Don’t be fooled by their bed heads and their gnat-sized attention spans; kids may seem to be the epitome of UNproductivity, but they can teach us a lot about how to do stuff that matters.
If you wanna get stuff done, you gotta know what stuff you wanna get done. Simple, right?
There are all sorts of strategies and systems for planning, but it’s hard to beat a good old fashioned list. I have one big list of things I’d like to get done eventually. At the end of each week, I pull from that to create another list of things I’d like to accomplish next week. And every night before I go to bed, I make sure I’ve written down the main things I want to tackle the next day.
This might be the most obvious and least insightful tip here. But it’s worth noting that this wisdom was not given to us by self-help gurus. It may not be all written out, but when kids go to bed at night, they know exactly what they want to do the next day — “I’m gonna build a huge fort with my Legos tomorrow!” And didn’t you have a list of things you wanted to be when you grew up? (By the way, kids think it’s entirely possible to fit being a sports announcer, movie star, cowboy, and President of the United States into one lifetime. Sounds crazy, except that they’re right –– just ask Ronald Reagan!)
but don’t over-plan
As true as it is that children know the big thing they want to dive into when they wake up, it is also true that they don’t over-plan the day. They don’t say, “I will wake up at 6:00 a.m. and play with my Legos until 8:00. Then I’ll color in my coloring book until 9:30, when I’ll have myself a snack before three laps around the block in my tricycle…”
The secret that kids can teach us is that they have a definite idea of the MAIN thing they want to accomplish during a day (the thing that will make the most difference), but they leave a lot of air in their schedule for the unexpected things that come up. For children, that might be a serendipitous opportunity to observe a caterpillar. For us, it could be the little moments that present themselves and make life worth living, such as a call from a long-lost friend, a quick stroll on a beautiful day, or an impromptu lunch with your significant other. These are the missed portfolio pieces that fly right by us when our knuckles are white and our nose is to the grindstone, as we try with all our might to be “productive.”

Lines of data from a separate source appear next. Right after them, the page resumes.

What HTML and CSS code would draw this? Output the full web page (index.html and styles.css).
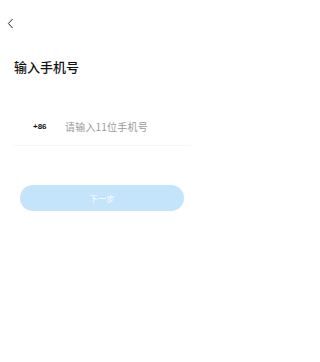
FILE: index.html
```html
<!DOCTYPE html>
<html lang="zh">
<head>
<meta charset="utf-8">
<link rel="stylesheet" href="styles.css">
</head>
<body>
<div class="page">
  <div class="nav">
    <svg class="back" width="7" height="11" viewBox="0 0 7 11"><path d="M5.6 1 L1.4 5.5 L5.6 10" fill="none" stroke="#222" stroke-width="1"/></svg>
  </div>
  <h1 class="title">输入手机号</h1>
  <div class="phone-row">
    <span class="code">+86</span>
    <span class="placeholder">请输入11位手机号</span>
  </div>
  <div class="divider"></div>
  <button class="next">下一步</button>
</div>
</body>
</html>
```
FILE: styles.css
```css
html, body { margin: 0; padding: 0; background: #fff; }
body { font-family: "Noto Sans CJK SC", "Noto Sans", sans-serif; width: 204px; height: 362px; overflow: hidden; }
.page { display: flex; flex-direction: column; }
.nav { height: 16px; padding: 18px 0 0 7px; }
.back { display: block; }
.title { margin: 23px 0 0 14px; font-size: 13px; font-weight: 500; line-height: 19px; color: #111; }
.phone-row { display: flex; align-items: center; margin-top: 43px; padding-left: 33px; height: 14px; }
.code { font-family: "Liberation Sans", Arial, sans-serif; font-size: 8px; font-weight: bold; color: #111; width: 32px; }
.placeholder { font-size: 10px; color: #9a9a9a; letter-spacing: 0.2px; }
.divider { margin: 12px 13px 0 13px; height: 1px; background: #f6f6f6; }
.next { margin: 39px 20px 0 20px; height: 26px; border: none; border-radius: 13px; background: #c4e4fb; color: #fff; font-family: "Noto Sans CJK SC", sans-serif; font-size: 8.5px; padding: 0; }
```
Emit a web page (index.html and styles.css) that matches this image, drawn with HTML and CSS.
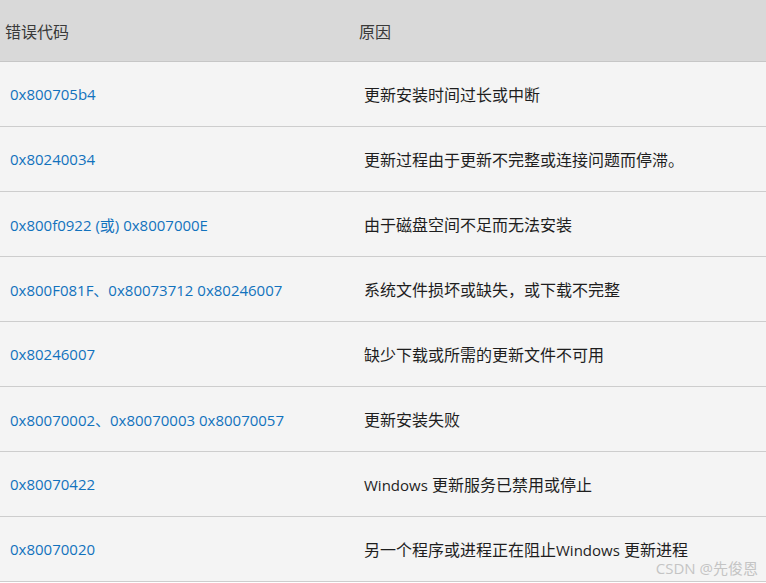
FILE: index.html
```html
<!DOCTYPE html>
<html lang="zh-CN">
<head>
<meta charset="utf-8">
<title>错误代码</title>
<link rel="stylesheet" href="styles.css">
</head>
<body>
<div class="wrap">
<table class="codes">
  <thead>
    <tr><th class="c1">错误代码</th><th class="c2">原因</th></tr>
  </thead>
  <tbody>
    <tr><td class="code">0x800705b4</td><td class="why">更新安装时间过长或中断</td></tr>
    <tr><td class="code">0x80240034</td><td class="why">更新过程由于更新不完整或连接问题而停滞。</td></tr>
    <tr><td class="code">0x800f0922 (或) 0x8007000E</td><td class="why">由于磁盘空间不足而无法安装</td></tr>
    <tr><td class="code">0x800F081F、0x80073712 0x80246007</td><td class="why">系统文件损坏或缺失，或下载不完整</td></tr>
    <tr><td class="code">0x80246007</td><td class="why">缺少下载或所需的更新文件不可用</td></tr>
    <tr><td class="code">0x80070002、0x80070003 0x80070057</td><td class="why">更新安装失败</td></tr>
    <tr><td class="code">0x80070422</td><td class="why"><span class="lat">Windows</span> 更新服务已禁用或停止</td></tr>
    <tr><td class="code">0x80070020</td><td class="why">另一个程序或进程正在阻止<span class="lat">Windows</span> 更新进程</td></tr>
  </tbody>
</table>
<div class="mark">CSDN @先俊恩</div>
</div>
</body>
</html>
```

FILE: styles.css
```css
html, body {
  margin: 0;
  padding: 0;
  background: #ffffff;
}
.wrap {
  position: relative;
  width: 766px;
  height: 583px;
  overflow: hidden;
}
.codes {
  width: 766px;
  border-collapse: collapse;
  table-layout: fixed;
  font-family: "Open Sans", "Noto Sans CJK SC", sans-serif;
}
.codes th {
  background: #d9d9d9;
  height: 61px;
  padding: 0 0 0 5px;
  text-align: left;
  font-weight: normal;
  font-size: 16px;
  color: #3a3a3a;
  border-bottom: 1px solid #c6c6c6;
  vertical-align: middle;
}
.codes th.c1 {
  width: 349px;
}
.codes td {
  background: #f4f4f4;
  height: 64px;
  padding: 0 0 0 10px;
  border-bottom: 1px solid #cdcdcd;
  vertical-align: middle;
  white-space: nowrap;
}
.code {
  font-size: 15px;
  color: #1272bd;
}
.why {
  font-size: 16px;
  color: #1e1e1e;
}
.lat {
  font-size: 15px;
}
.mark {
  position: absolute;
  right: 8px;
  bottom: 5px;
  font-family: "Open Sans", "Noto Sans CJK SC", sans-serif;
  font-size: 15px;
  color: #c4c4c4;
}
```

It seems counterintuitive that napping would make you more productive than plowing through the work ahead of you. But science backs it up. A study in the research journal Sleep showed that a 10-minute nap produced reduced sleepiness and improved cognitive performance. A study at NASA found that a 40-minute nap improved performance by 34% and alertness 100% in military pilots and astronauts.
Interestingly, most mammals are polyphasic sleepers, which means that they sleep for short periods throughout the day. Humans are monophonic sleepers, with two distinct periods, one for sleep and one for being awake. Scientists aren’t sure if this is our natural sleep pattern, but it would seem that kids are on to something.
mind your passion
“Getting stuff done” is not the same as being productive. It’s easy to get lost in the almighty to-do list, where the most important thing becomes crossing everything off the list instead of keeping in mind why you made the list in the first place.
When you die, your to-do list will STILL have items on it. Lots of ’em. The idea that we’ll actually ever cross everything off our to-do list is a lie. It’s a trap set by Adultitis that tricks us into ignoring the little things, the Cracker Jack prizes, that make our lives fun, enjoyable, and truly fulfilling. As it has been said, it doesn’t do any good to climb the ladder of success if when you get to the top, you find that the ladder was leaning up against the wrong wall. Every once in a while, we need to step back from our work and ask, “Why?”
“Why am I working on this project?”
“Why am I doing this right now?”
“Why is this the best use of my time?”
Kids mind their passion. They do things that they feel are exciting, interesting, and fun. Being a “grown-up” means we sometimes have to do things that aren’t always pleasant, but it doesn’t mean we have to chuck our passions out the window. It doesn’t do anyone any good to accomplish all kinds of stuff in the name of productivity, if the stuff you’ve accomplished doesn’t amount to a hill of beans.
The BEST way to be truly productive is to be working on something that inspires the heck out of you in the first place.